The Giants defense is similarly a one man show, and they have to be particularly disappointed with the performance of their defensive line this year. The Giants thought their linebackers would be a problem area going into the season and they have actually held up pretty well, if only because their two established LBs, Mathias Kiwianuka and Michael Boley, are finally healthy. The secondary was supposed to be a disaster zone, and at least the return of Prince Amukamara can give the Giants two quality corners on the outside of their defense with Amukamara and Corey Webster. Safety has been a disaster zone ever since the team signed Antrel Rolle, who in my estimation continues to do nothing worthy of continued employment. Deon Grant is cooked as a pro player. And Kenny Phillips is a good NFL strong safety, but he’s not LaRon Landry or Tyvon Branch, much less Troy Polamalu. Aaron Ross might be having a better season than anyone associated with the Giants could have expected, but defensive coordinator Perry Fewell’s largest challege has been to try to cover NFL offenses with only three NFL caliber players in the defensive secondary.
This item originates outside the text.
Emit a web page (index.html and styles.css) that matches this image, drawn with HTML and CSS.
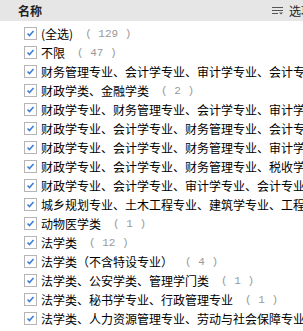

But the strength of the Giants DL was supposed to be a great equalizer. Dallas castoff Chris Canty has not worked out as a free agent signing. The Giants have managed to give undrafted Dave Tollefson over 400 snaps. Justin Tuck has had a shockingly weak season. Osi Umenyiora hasn’t played much in a year where the Giants have really needed him. On the other side, Linval Joseph is about where you would have expected him to be in his second year, a minor impact player with some upside. Rocky Bernard has worn down, and he is 32 years old. The defensive line has not been a good group this year.
But the key to the game for the Redskins is doing what the Cowboys and Packers have been completely unable to do: slow down Jason Pierre-Paul. I didn’t think JPP would be much of a pass rusher in the NFL when he came out of USF two years ago, though I knew he’d be a physical force and tough to move in the run game. But just 29 games in, Pierre-Paul has a set of moves that are superior to those of Brian Orakpos, and he will be tough for any team to stop. Across from him you have Willie Smith, making his first career start. That’s, uh, a mismatch. If the Redskins lose this game, it’s because they could not win this matchup. The Redskins have never been cavalier about using play action to limit the moves of opposing rushers, but this is a week where I worry that even with a Roy Helu, Willie Smith double team, the Redskins may still not have enough time to push the ball down field.
Of course, the Giants are aware that in the event that Jason Pierre-Paul shows up without his best moves, then the Redskins are probably a better than 50-50 bet to win this game. This is very much a two man team the Redskins will face in New Jersey on Sunday. And while those two players are better than anyone on the Redskins, the Giants clearly are facing depth issues as strong as the ones the Redskins are overcoming, and the Redskins could be just a draft or two away from having a stronger roster than the one the New York Giants are bringing into a critical December showdown.